How do I calculate the partition function?
If
$$Z=\int e^{-\beta H}d^3r\;d^3p=\int e^{-\beta H}r^2\sin(\theta)J(p_r,p_\theta,p_\varphi)drd\theta d\varphi\;dp_rdp_\theta dp_\varphi,$$
what should $J$ be?
Edit: to add to my question, I tried to write the momentums as functions of $p_x,p_y,p_z$ (and thus as a function of $x,y,z$ also) but it is a mess and I do not think that's the good approach.
Best Answer
I'll spare you the cotangent bundles and differential geometrese and just summarize the takeaway that, in fact, $J=1/r^2 \sin \theta$ so that the entire phase-space Jacobian is 1, $$ dx dy dz ~ dp_x dp_y dp_z = dr d\theta d\phi ~dp_r dp_\theta dp_\phi . $$
A direct (blood, sweat and tears) derivation is available in Peter Joot's Blog.

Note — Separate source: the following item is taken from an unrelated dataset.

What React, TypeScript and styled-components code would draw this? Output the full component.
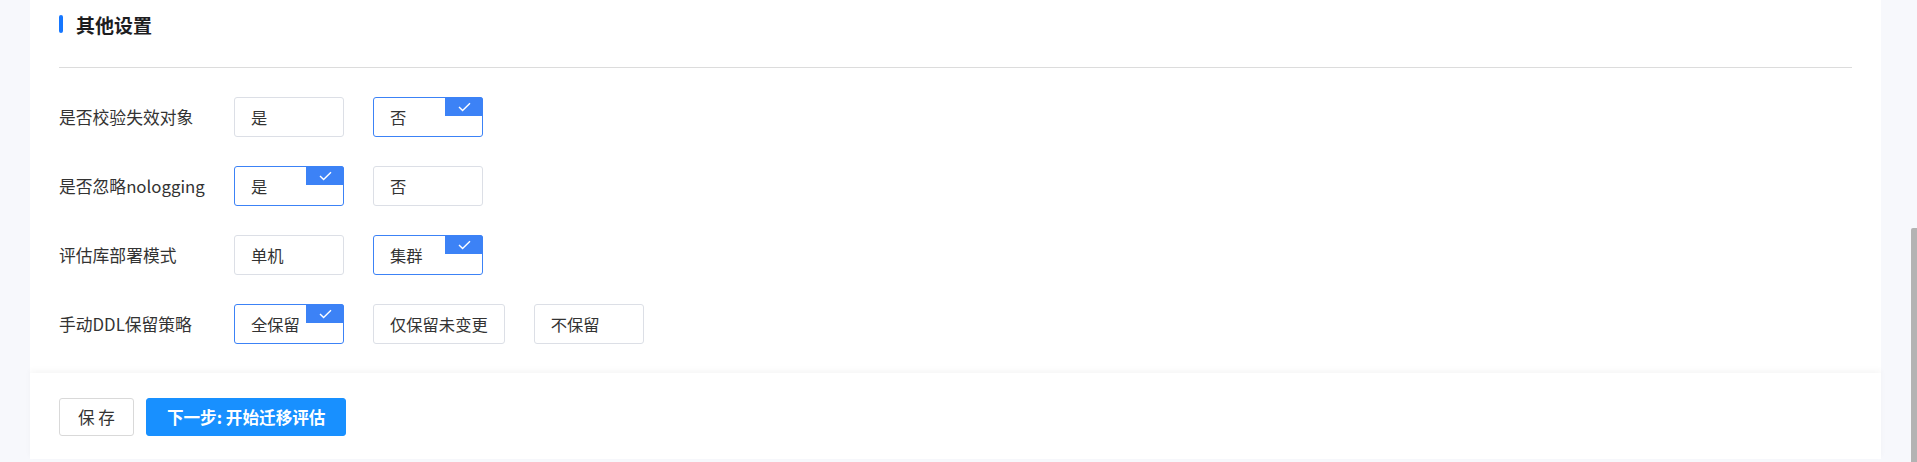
import React, { useState } from 'react';
import styled, { createGlobalStyle } from 'styled-components';

const GlobalStyle = createGlobalStyle`
  html, body {
    margin: 0;
    padding: 0;
    background: #f7f8fc;
    font-family: "Noto Sans CJK SC", "Noto Sans", sans-serif;
    overflow: hidden;
  }
`;

const Page = styled.div`
  display: flex;
  height: 462px;
  background: #f7f8fc;
`;

const Main = styled.div`
  flex: 1;
  display: flex;
  flex-direction: column;
  padding: 0 30px 3px 30px;
`;

const Card = styled.div`
  flex: 1;
  background: #fff;
  padding: 15px 29px 0 29px;
`;

const SectionTitle = styled.div`
  display: flex;
  align-items: center;
  gap: 13px;
  height: 18px;
  font-size: 19px;
  font-weight: 600;
  color: #1d1d1f;
  &::before {
    content: '';
    width: 4px;
    height: 18px;
    border-radius: 2px;
    background: #1677ff;
  }
`;

const Divider = styled.div`
  height: 1px;
  background: #dcdcdc;
  margin: 34px 0 29px 0;
`;

const Form = styled.div`
  display: flex;
  flex-direction: column;
  gap: 29px;
`;

const Row = styled.div`
  display: flex;
  align-items: center;
  height: 40px;
`;

const Label = styled.div`
  width: 175px;
  font-size: 16.8px;
  color: #333;
`;

const Options = styled.div`
  display: flex;
  gap: 29px;
`;

const Option = styled.div<{ $active: boolean }>`
  position: relative;
  box-sizing: border-box;
  min-width: 110px;
  height: 40px;
  padding: 0 16px;
  display: flex;
  align-items: center;
  font-size: 16.3px;
  color: #333;
  background: #fff;
  border: 1px solid ${p => (p.$active ? '#3c82f6' : '#dcdfe6')};
  border-radius: 3px;
  cursor: pointer;
`;

const Badge = styled.span`
  position: absolute;
  top: -1px;
  right: -1px;
  width: 38px;
  height: 19px;
  background: #3c82f6;
  border-top-right-radius: 3px;
  display: flex;
  align-items: center;
  justify-content: center;
`;

const Footer = styled.div`
  display: flex;
  gap: 12px;
  background: #fff;
  padding: 25px 29px 23px 29px;
  box-shadow: 0 -3px 6px rgba(0, 0, 0, 0.035);
  position: relative;
`;

const Button = styled.button<{ $primary?: boolean }>`
  height: 38px;
  padding: 0 ${p => (p.$primary ? 20 : 18)}px;
  font-family: inherit;
  font-size: 16.6px;
  font-weight: ${p => (p.$primary ? 600 : 400)};
  color: ${p => (p.$primary ? '#fff' : '#333')};
  background: ${p => (p.$primary ? '#1890ff' : '#fff')};
  border: 1px solid ${p => (p.$primary ? '#1890ff' : '#d9d9d9')};
  border-radius: 3px;
  cursor: pointer;
`;

const Track = styled.div`
  width: 6px;
  display: flex;
  flex-direction: column;
  background: #f7f8fc;
`;

const Thumb = styled.div`
  margin-top: 228px;
  flex: 1;
  background: #b3b3b3;
  border-top-left-radius: 2px;
`;

const Check = () => (
  <svg width="13" height="10" viewBox="0 0 13 10" fill="none">
    <polyline points="1,5 4.6,8.6 12,1.2" stroke="#fff" strokeWidth="1.4" />
  </svg>
);

const fields = [
  { label: '是否校验失效对象', options: ['是', '否'], value: 1 },
  { label: '是否忽略nologging', options: ['是', '否'], value: 0 },
  { label: '评估库部署模式', options: ['单机', '集群'], value: 1 },
  { label: '手动DDL保留策略', options: ['全保留', '仅保留未变更', '不保留'], value: 0 },
];

export default function App() {
  const [values, setValues] = useState(fields.map(f => f.value));

  return (
    <Page>
      <GlobalStyle />
      <Main>
        <Card>
          <SectionTitle>其他设置</SectionTitle>
          <Divider />
          <Form>
            {fields.map((f, i) => (
              <Row key={f.label}>
                <Label>{f.label}</Label>
                <Options>
                  {f.options.map((o, j) => (
                    <Option
                      key={o}
                      $active={values[i] === j}
                      onClick={() => setValues(v => v.map((x, k) => (k === i ? j : x)))}
                    >
                      {o}
                      {values[i] === j && (
                        <Badge>
                          <Check />
                        </Badge>
                      )}
                    </Option>
                  ))}
                </Options>
              </Row>
            ))}
          </Form>
        </Card>
        <Footer>
          <Button>保 存</Button>
          <Button $primary>下一步: 开始迁移评估</Button>
        </Footer>
      </Main>
      <Track>
        <Thumb />
      </Track>
    </Page>
  );
}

The reason is that Cartesian to spherical is a point canonical transformation, so it preserves phase-space volumes (Liouville's theorem―which also holds for motion, since that is also a canonical transformation generated by the Hamiltonian).

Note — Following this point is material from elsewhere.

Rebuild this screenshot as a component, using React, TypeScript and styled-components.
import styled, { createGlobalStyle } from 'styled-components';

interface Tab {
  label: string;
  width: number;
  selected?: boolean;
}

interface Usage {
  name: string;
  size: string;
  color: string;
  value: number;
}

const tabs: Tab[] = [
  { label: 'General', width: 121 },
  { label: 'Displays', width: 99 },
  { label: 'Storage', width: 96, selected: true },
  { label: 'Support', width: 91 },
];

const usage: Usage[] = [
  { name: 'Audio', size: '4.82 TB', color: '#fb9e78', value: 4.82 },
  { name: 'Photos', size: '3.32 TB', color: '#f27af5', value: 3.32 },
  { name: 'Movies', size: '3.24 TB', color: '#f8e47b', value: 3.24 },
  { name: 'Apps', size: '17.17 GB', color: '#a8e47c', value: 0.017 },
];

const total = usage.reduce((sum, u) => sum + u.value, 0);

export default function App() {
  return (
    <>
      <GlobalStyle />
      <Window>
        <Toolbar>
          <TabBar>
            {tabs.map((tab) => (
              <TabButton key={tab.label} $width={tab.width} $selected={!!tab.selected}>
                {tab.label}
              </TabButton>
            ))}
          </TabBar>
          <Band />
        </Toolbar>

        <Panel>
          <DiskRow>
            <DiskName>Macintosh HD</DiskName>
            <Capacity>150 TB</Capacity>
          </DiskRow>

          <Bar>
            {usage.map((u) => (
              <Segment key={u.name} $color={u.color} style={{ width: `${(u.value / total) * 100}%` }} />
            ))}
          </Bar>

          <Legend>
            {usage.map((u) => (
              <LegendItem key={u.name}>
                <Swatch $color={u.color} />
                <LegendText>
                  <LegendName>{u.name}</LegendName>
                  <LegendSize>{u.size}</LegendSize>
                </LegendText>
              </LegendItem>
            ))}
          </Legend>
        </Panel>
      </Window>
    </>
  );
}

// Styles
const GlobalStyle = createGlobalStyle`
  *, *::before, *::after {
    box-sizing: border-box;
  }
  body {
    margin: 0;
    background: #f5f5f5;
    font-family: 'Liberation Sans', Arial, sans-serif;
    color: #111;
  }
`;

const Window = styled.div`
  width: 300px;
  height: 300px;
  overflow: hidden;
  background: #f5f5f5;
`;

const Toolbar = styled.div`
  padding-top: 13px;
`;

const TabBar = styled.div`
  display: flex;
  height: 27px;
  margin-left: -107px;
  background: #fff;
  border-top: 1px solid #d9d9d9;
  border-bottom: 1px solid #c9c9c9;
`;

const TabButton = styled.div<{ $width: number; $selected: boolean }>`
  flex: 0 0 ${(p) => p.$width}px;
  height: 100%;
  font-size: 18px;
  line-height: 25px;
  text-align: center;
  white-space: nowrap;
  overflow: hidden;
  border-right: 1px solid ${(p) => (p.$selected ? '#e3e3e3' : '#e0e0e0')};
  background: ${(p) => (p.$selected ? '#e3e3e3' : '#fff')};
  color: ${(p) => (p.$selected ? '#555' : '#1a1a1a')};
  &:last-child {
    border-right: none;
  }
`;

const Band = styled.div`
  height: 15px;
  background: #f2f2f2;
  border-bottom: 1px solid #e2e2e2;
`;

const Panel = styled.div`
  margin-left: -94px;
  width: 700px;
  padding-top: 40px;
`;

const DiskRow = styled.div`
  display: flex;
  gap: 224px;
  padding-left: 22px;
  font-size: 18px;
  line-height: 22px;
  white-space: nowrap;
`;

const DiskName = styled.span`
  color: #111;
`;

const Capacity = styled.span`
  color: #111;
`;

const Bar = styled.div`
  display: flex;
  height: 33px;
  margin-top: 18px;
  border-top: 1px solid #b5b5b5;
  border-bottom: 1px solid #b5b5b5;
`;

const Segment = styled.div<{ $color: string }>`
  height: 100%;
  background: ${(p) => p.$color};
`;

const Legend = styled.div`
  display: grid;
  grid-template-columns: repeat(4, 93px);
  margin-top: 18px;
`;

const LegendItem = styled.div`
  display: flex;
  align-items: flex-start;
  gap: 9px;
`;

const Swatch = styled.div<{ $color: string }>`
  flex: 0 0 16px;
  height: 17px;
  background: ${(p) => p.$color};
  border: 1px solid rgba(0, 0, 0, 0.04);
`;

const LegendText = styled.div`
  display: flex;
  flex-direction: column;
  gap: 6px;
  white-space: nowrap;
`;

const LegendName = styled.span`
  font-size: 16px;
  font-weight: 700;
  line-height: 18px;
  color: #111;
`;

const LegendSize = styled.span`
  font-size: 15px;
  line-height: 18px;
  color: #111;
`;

To rationalize this, consider a free particle of mass m =1. The Hamiltonian is then $\vec p ^2/2$, generating $$ \frac{d\vec r}{dt} = \{\vec r , \vec p ^2 \}/2 = \vec p. $$ It is simple in Cartesian coordinates, but in spherical coordinates, given the line element $$ d\vec r= \hat r ~ dr +\hat \theta ~ r d\theta + \hat \phi ~ r \sin\theta d\phi, $$ you have $$ \dot{\vec r}= \hat r ~ \dot{r} +\hat \theta ~ r \dot{\theta} + \hat \phi ~ r \sin\theta ~\dot{\phi} \\ =\vec p= \hat r ~ p_r +\hat \theta ~ \frac{1}{r} p_\theta + \hat \phi ~\frac{1}{ r \sin\theta} p_\phi ~~. $$
These are the canonical conjugate momenta gotten from the canonical procedure and, e.g., $p_\phi$ is not the projection of $\vec p$ in the direction $\phi$!
You've seen this covariant bit before in the gradient expressed in spherical coordinates, $$ \nabla = \hat r ~ \partial_r +\hat \theta ~ \frac{1}{r} \partial_\theta + \hat \phi ~\frac{1}{ r \sin\theta} \partial_\phi , $$ not coincidentally, as it is proportional to the quantization of the momentum when you transcend classical mechanics.
Twice the Hamiltonian is, in this language, $$ 2H= \vec p^2 = p_r^2 + \frac{p_\theta^2}{r^2} + \frac{p_\phi^2}{r^2\sin^2\theta }, $$ (and the Liouville one-form would be $\vec p \cdot d\vec r = p_r dr + p_\theta d\theta +p_\phi d\phi $. In components, $p_r=\dot{r}, \quad p_\theta /r = r \dot{\theta}, \quad p_\phi/ r \sin\theta= r\sin \theta ~ \dot{\phi} $. )
The volume element in phase space, then, by above, is $$ d^3 \vec r ~ d^3 \vec p= r^2 \sin \theta ~ dr d\theta d\phi ~ \frac{1}{r^2 \sin \theta} dp_r dp_\theta dp_\phi, $$ collapsing to the top line.